In [1]:
import numpy as np
import pandas as pd
import matplotlib.pyplot as plt
import altair as alt

In [2]:
df_dados = pd.read_excel('UN_MigrantStockByOriginAndDestination_2015.xlsx', sheet_name='Table 15', skiprows=15)

In [3]:
# df_dados.drop([i for i in df_dados.columns if 'Unnamed' in i], axis=1)

Quando unnamed 4 for nan, vamos remover

In [4]:
df_dados.query('not `Unnamed: 4`.isnull()', engine='python')['Unnamed: 4'].isna().sum()

0

In [5]:
df_dados = df_dados.rename(columns = {'Unnamed: 1' : 'Destination Country'})

In [6]:
df_dados = df_dados.drop([i for i in df_dados.columns if 'Unn' in i], axis=1)
df_dados = df_dados.drop(['Total'], axis=1)


In [7]:
# WIDE TO LONG
df_dados = df_dados.melt(id_vars = ['Destination Country'], var_name='Origin Country', value_name='Number People')

In [8]:
# REMOVE ALL LINES WHICH CONTAINS NAN VALUES ON ANY COLUMN
df_dados.dropna(axis=0, inplace=True)

In [9]:
df_dados_brazil = df_dados[df_dados['Destination Country'] == 'Brazil']
# OR USING QUERY
df_dados_brazil = df_dados.query('`Destination Country` == "Brazil"')

In [10]:
df_dados_brazil.sort_values('Number People', ascending=False)

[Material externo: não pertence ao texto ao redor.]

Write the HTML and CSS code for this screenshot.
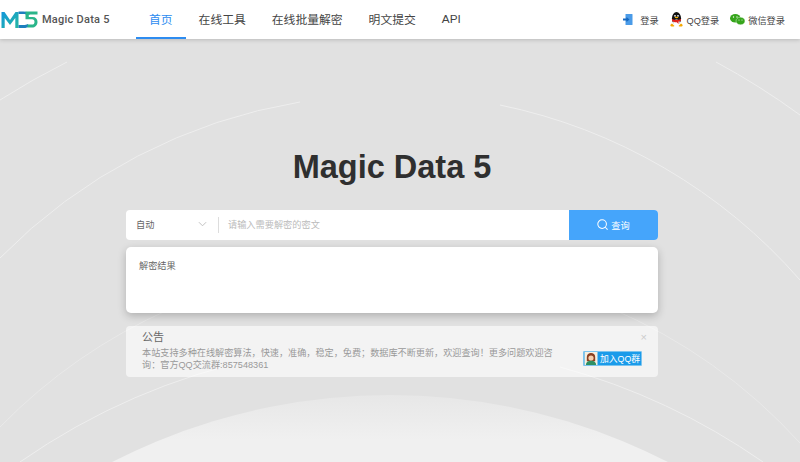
FILE: index.html
```html
<!DOCTYPE html>
<html lang="zh">
<head>
<meta charset="utf-8">
<title>Magic Data 5</title>
<link rel="stylesheet" href="styles.css">
</head>
<body>
<svg class="bg-art" viewBox="0 0 800 462" aria-hidden="true">
  <defs>
    <linearGradient id="bubbleFill" gradientUnits="userSpaceOnUse" x1="0" y1="395" x2="0" y2="440">
      <stop offset="0" stop-color="#e7e7e7"/>
      <stop offset="1" stop-color="#f0f0f0"/>
    </linearGradient>
  </defs>
  <circle class="bubble" cx="390" cy="1005" r="610"/>
  <path class="arc" d="M0 100 A724 724 0 0 1 67 62"/>
  <path class="arc" d="M716 62 A724 724 0 0 1 800 115"/>
  <path class="arc" d="M0 258 A545 545 0 0 1 300 102"/>
  <path class="arc" d="M500 105 A545 545 0 0 1 800 280"/>
  <path class="arc faint" d="M0 427 A547 547 0 0 1 170 309"/>
  <path class="arc faint" d="M610 308 A547 547 0 0 1 800 443"/>
  <path class="arc" d="M20 462 A660 660 0 0 1 260 358"/>
  <path class="arc" d="M560 367 A660 660 0 0 1 763 462"/>
</svg>
<header class="topbar">
  <a class="brand">
    <svg class="logo" viewBox="0 0 37 17" aria-hidden="true">
      <defs>
        <linearGradient id="logoBlue" x1="0" y1="0" x2="1" y2="1">
          <stop offset="0" stop-color="#1296db"/>
          <stop offset="1" stop-color="#26b8a0"/>
        </linearGradient>
      </defs>
      <path d="M0.500 17V1h3l5.500 8 5.500-8h3v16h-3.200V7L9 14 3.700 7v10z" fill="url(#logoBlue)"/>
      <path d="M17.500 0.500h5c3.500 0 5.500 1 6.500 2.500v.5h-4c-.8-.4-1.700-.5-3-.5h-4.500zM17.500 14h5c1.800 0 3-.3 4-1l2 2c-1.500 1.400-3.300 2-6 2h-5z" fill="#1d7fbe"/>
      <path d="M24.500 0.500h12v3h-8.700v2.400h3.700c3.300 0 5 2 5 5s-2.200 5.600-5.500 5.600h-4.500v-3h4.500c1.600 0 2.500-1 2.500-2.600s-.9-2.600-2.500-2.600h-6.500z" fill="#2ab58a"/>
    </svg>
    <span class="brand-name">Magic Data 5</span>
  </a>
  <nav class="nav">
    <a class="nav-item active">首页</a>
    <a class="nav-item">在线工具</a>
    <a class="nav-item">在线批量解密</a>
    <a class="nav-item">明文提交</a>
    <a class="nav-item">API</a>
  </nav>
  <div class="logins">
    <a class="login">
      <svg class="ico" viewBox="0 0 10 11" aria-hidden="true"><rect x="2.500" y="0" width="7" height="11" rx=".6" fill="#4a9be8"/><path d="M0 4.500h3.500V3l3 2.500-3 2.500V6.500H0z" fill="#1668c0"/></svg>
      <span>登录</span>
    </a>
    <a class="login qq">
      <svg class="ico-qq" viewBox="0 0 13 15" aria-hidden="true">
        <ellipse cx="6.500" cy="6.500" rx="4.600" ry="6.500" fill="#111"/>
        <ellipse cx="6.500" cy="10.500" rx="3.300" ry="3" fill="#fff"/>
        <circle cx="5" cy="3.800" r=".9" fill="#fff"/>
        <circle cx="8" cy="3.800" r=".9" fill="#fff"/>
        <ellipse cx="6.500" cy="5.500" rx="1.800" ry=".8" fill="#f5b400"/>
        <path d="M2 7c2.800 1.200 6.200 1.200 9 0v1.800c-.8.500-1.600.7-2.500.8v2.400L6.800 10.200c-1.800.1-3.400-.2-4.800-1.200z" fill="#e0201c"/>
        <path d="M2 11.500c-1 .5-2 1.500-1.500 2.500 1 .7 3 .7 4 0z" fill="#f5a800"/>
        <path d="M11 11.500c1 .5 2 1.500 1.500 2.500-1 .7-3 .7-4 0z" fill="#f5a800"/>
      </svg>
      <span>QQ登录</span>
    </a>
    <a class="login wx">
      <svg class="ico-wx" viewBox="0 0 15 11" aria-hidden="true">
        <ellipse cx="5.300" cy="4.300" rx="5.300" ry="4.300" fill="#36a51c"/>
        <ellipse cx="10.500" cy="7" rx="4.500" ry="3.800" fill="#36a51c" stroke="#fff" stroke-width=".4"/>
        <circle cx="3.500" cy="3" r=".7" fill="#fff"/>
        <circle cx="7" cy="3" r=".7" fill="#fff"/>
        <circle cx="9" cy="6" r=".5" fill="#fff"/>
        <circle cx="12" cy="6" r=".5" fill="#fff"/>
      </svg>
      <span>微信登录</span>
    </a>
  </div>
</header>
<main class="main">
  <h1 class="title">Magic Data 5</h1>
  <form class="search">
    <div class="select">
      <span>自动</span>
      <svg class="chev" viewBox="0 0 10 6" aria-hidden="true"><path d="M1 1l4 4 4-4" fill="none" stroke="#bbb" stroke-width="1"/></svg>
    </div>
    <div class="field">请输入需要解密的密文</div>
    <div class="go">
      <svg class="lens" viewBox="0 0 14 14" aria-hidden="true"><circle cx="6.500" cy="6.500" r="5.500" fill="none" stroke="#fff" stroke-width="1.300"/><path d="M10.500 10.500l3 3" stroke="#fff" stroke-width="1.300"/></svg>
      <span>查询</span>
    </div>
  </form>
  <section class="result">解密结果</section>
  <section class="notice">
    <span class="close">×</span>
    <div class="notice-body">
      <h2 class="notice-title">公告</h2>
      <p class="notice-text">本站支持多种在线解密算法，快速，准确，稳定，免费；数据库不断更新，欢迎查询！更多问题欢迎咨询：官方QQ交流群:857548361</p>
    </div>
    <a class="qq-group">
      <svg class="qq-face" viewBox="0 0 14 14" aria-hidden="true"><rect width="14" height="14" fill="#f7efe0"/><path d="M2.500 10V5.500C2.500 2.500 4.500 1 7 1s4.500 1.500 4.500 4.500V10z" fill="#8a3f20"/><circle cx="7" cy="6.500" r="2.800" fill="#f5cfae"/><path d="M1.500 14c0-3 2.500-4.500 5.500-4.500s5.500 1.500 5.500 4.500z" fill="#2f8f63"/></svg>
      <span>加入QQ群</span>
    </a>
  </section>
</main>
</body>
</html>
```
FILE: styles.css
```css
* { box-sizing: border-box; }
html, body { height: 100%; }
body {
  margin: 0;
  height: 462px;
  overflow: hidden;
  position: relative;
  background: #e1e1e1;
  font-family: "Liberation Sans", "Noto Sans CJK SC", sans-serif;
  color: #333;
}
.bg-art { position: absolute; left: 0; top: 0; width: 800px; height: 462px; }
.bubble { fill: url(#bubbleFill); }
.arc { fill: none; stroke: #eeeeee; stroke-width: 1; }
.arc.faint { stroke: #e9e9e9; }

.topbar {
  position: relative;
  height: 39px;
  background: #fff;
  display: flex;
  align-items: center;
  box-shadow: 0 1px 4px rgba(0,0,0,.18);
}
.brand { display: flex; align-items: center; width: 136px; padding-left: 1px; flex: none; }
.logo { width: 37px; height: 17px; flex: none; }
.brand-name { margin-left: 4px; font-family: Roboto, "Liberation Sans", sans-serif; font-size: 11px; font-weight: 500; letter-spacing: .25px; color: #555; white-space: nowrap; }
.nav { display: flex; align-self: stretch; }
.nav-item {
  display: flex; align-items: center;
  padding: 0 13px;
  font-size: 11.800px;
  color: #444;
  border-bottom: 2px solid transparent;
  white-space: nowrap;
}
.nav-item.active { color: #2d8cf0; border-bottom-color: #2d8cf0; }
.logins { margin-left: auto; display: flex; align-items: center; padding-right: 15px; }
.login { display: flex; align-items: center; font-size: 9.200px; color: #444; white-space: nowrap; }
.ico { width: 10px; height: 11px; margin-right: 7px; }
.qq { margin-left: 11px; }
.ico-qq { width: 13px; height: 15px; margin-right: 4px; }
.wx { margin-left: 11px; }
.ico-wx { width: 15px; height: 11px; margin-right: 3px; }

.main { position: relative; width: 532px; padding-top: 106px; margin-left: 126px; }
.title { margin: 0; height: 65px; font-size: 32.500px; line-height: 44px; font-weight: 700; text-align: center; color: #2f2f2f; }
.search { display: flex; height: 30px; background: #fff; border-radius: 4px; overflow: hidden; }
.select { width: 93px; flex: none; display: flex; align-items: center; justify-content: space-between; padding: 0 12px 2px 10px; font-size: 9.200px; color: #666; position: relative; }
.select::after { content: ""; position: absolute; right: 0; top: 7px; bottom: 7px; width: 1px; background: #ddd; }
.chev { width: 9px; height: 6px; }
.field { flex: 1; display: flex; align-items: center; padding: 0 0 2px 9px; font-size: 9.200px; color: #bbb; }
.go { width: 89px; flex: none; background: #45a5fb; color: #fff; display: flex; align-items: center; justify-content: center; font-size: 9.200px; padding-bottom: 1px; }
.lens { width: 11px; height: 11px; margin-right: 3px; }
.result {
  margin-top: 7px; height: 66px; background: #fff; border-radius: 5px;
  padding: 11px 13px; font-size: 9.200px; color: #666;
  box-shadow: 0 3px 8px rgba(0,0,0,.22);
}
.notice {
  position: relative; margin-top: 13px; height: 51px; background: rgba(255,255,255,.6); border-radius: 4px;
  display: flex; align-items: flex-start; padding: 3px 16px 0 16px; justify-content: space-between;
}
.notice-body { width: 418px; }
.notice-title { margin: 0; font-size: 11px; line-height: 16px; font-weight: 400; color: #666; }
.notice-text { margin: 2px 0 0; font-size: 9.150px; line-height: 12px; color: #999; }
.close { position: absolute; right: 11px; top: 5px; font-size: 11px; color: #ccc; line-height: 12px; }
.qq-group { display: flex; align-items: center; height: 15px; width: 59px; background: #1a9bea; margin-top: 22px; color: #fff; font-size: 8.800px; white-space: nowrap; border: 1px solid #7cc4ee; border-radius: 1px; }
.qq-face { width: 14px; height: 13px; margin-right: 2px; flex: none; }
```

Unnamed: 0,Destination Country,Origin Country,Number People
43944,Brazil,Portugal,67488.0
28839,Brazil,Japan,23787.0
42884,Brazil,Paraguay,20978.0
7109,Brazil,Bolivia (Plurinational State of),17860.0
28309,Brazil,Italy,15161.0
...,...,...,...
33344,Brazil,Malawi,0.0
32284,Brazil,Liechtenstein,0.0
49509,Brazil,Sierra Leone,0.0
9494,Brazil,Burundi,0.0


In [11]:
alt.Chart(df_dados_brazil.nlargest(10, 'Number People')).mark_bar().encode(
    x=alt.X('Origin Country',
            title='País de Origem',
            axis=alt.Axis(labelAngle=45),
            sort='-y'),
    y=alt.Y('Number People',
            title='Quantidade Imigrantes'),

    tooltip=['Origin Country', 'Number People']
).properties(
    title='Portugal é o país que mais imigrou para o Brasil em 2015'
    ).interactive()

In [12]:
from vega_datasets import data

In [13]:
df_cars = data.cars()

In [14]:
# ESTA NO MODO TIDY, pois não há coluna redundante (duas colunas ou mais ou a mesma informação)

In [15]:
df_cars.head()

Unnamed: 0,Name,Miles_per_Gallon,Cylinders,Displacement,Horsepower,Weight_in_lbs,Acceleration,Year,Origin
0,chevrolet chevelle malibu,18.0,8,307.0,130.0,3504,12.0,1970-01-01,USA
1,buick skylark 320,15.0,8,350.0,165.0,3693,11.5,1970-01-01,USA
2,plymouth satellite,18.0,8,318.0,150.0,3436,11.0,1970-01-01,USA
3,amc rebel sst,16.0,8,304.0,150.0,3433,12.0,1970-01-01,USA
4,ford torino,17.0,8,302.0,140.0,3449,10.5,1970-01-01,USA


In [16]:
df_cars['Km_per_Liter'] = df_cars['Miles_per_Gallon']*(1.8/3.78)

In [17]:
alt.Chart(df_cars).mark_point(filled=True, size=50, opacity=0.6).encode(
    x = alt.X('Horsepower', title='HP'),
    y = alt.Y('Miles_per_Gallon', title='Milhas por Galão'),
    color = alt.Color('Origin'),
    tooltip=['Origin', 'Horsepower', 'Miles_per_Gallon']
).interactive()

In [18]:
alt.Chart(df_cars).mark_bar().encode(
    x = 'mean(Miles_per_Gallon)',
    y = 'Origin',
    color = 'Origin'
).interactive()

In [19]:
# 1 gallon = 3.785411784 liter
alt.Chart(df_cars).mark_bar().encode(
    x = alt.X('Km_per_Liter', bin=alt.Bin(maxbins=33)),
    y = 'count()',
    tooltip = ['count()']
).interactive()

In [20]:
points = alt.Chart(df_cars).mark_point(filled=True).encode(
    x = 'Year:T',
    y = alt.Y('Km_per_Liter:Q', title="Km por Litro"),
    color = 'Origin'
).properties(width=500)

In [21]:
lines = alt.Chart(df_cars).mark_line().encode(
    x='Year:T',
    y='mean(Km_per_Liter)',
    color = 'Origin'
).interactive()

In [22]:
points | lines

In [23]:
interval = alt.selection_interval()

In [24]:
base = alt.Chart(df_cars).mark_point(filled=True, size=100).encode(
    y = 'Km_per_Liter',
    # O que esta no intervalo, ficara da cor da origem, o que esta fora é cinza
    color = alt.condition(interval, 'Origin', alt.value('gray')),
    tooltip='Name'
).properties(
    selection = interval
)

In [25]:
base.encode(x = 'Acceleration')

In [26]:
base.encode(x = 'Acceleration') | base.encode(x = 'Horsepower')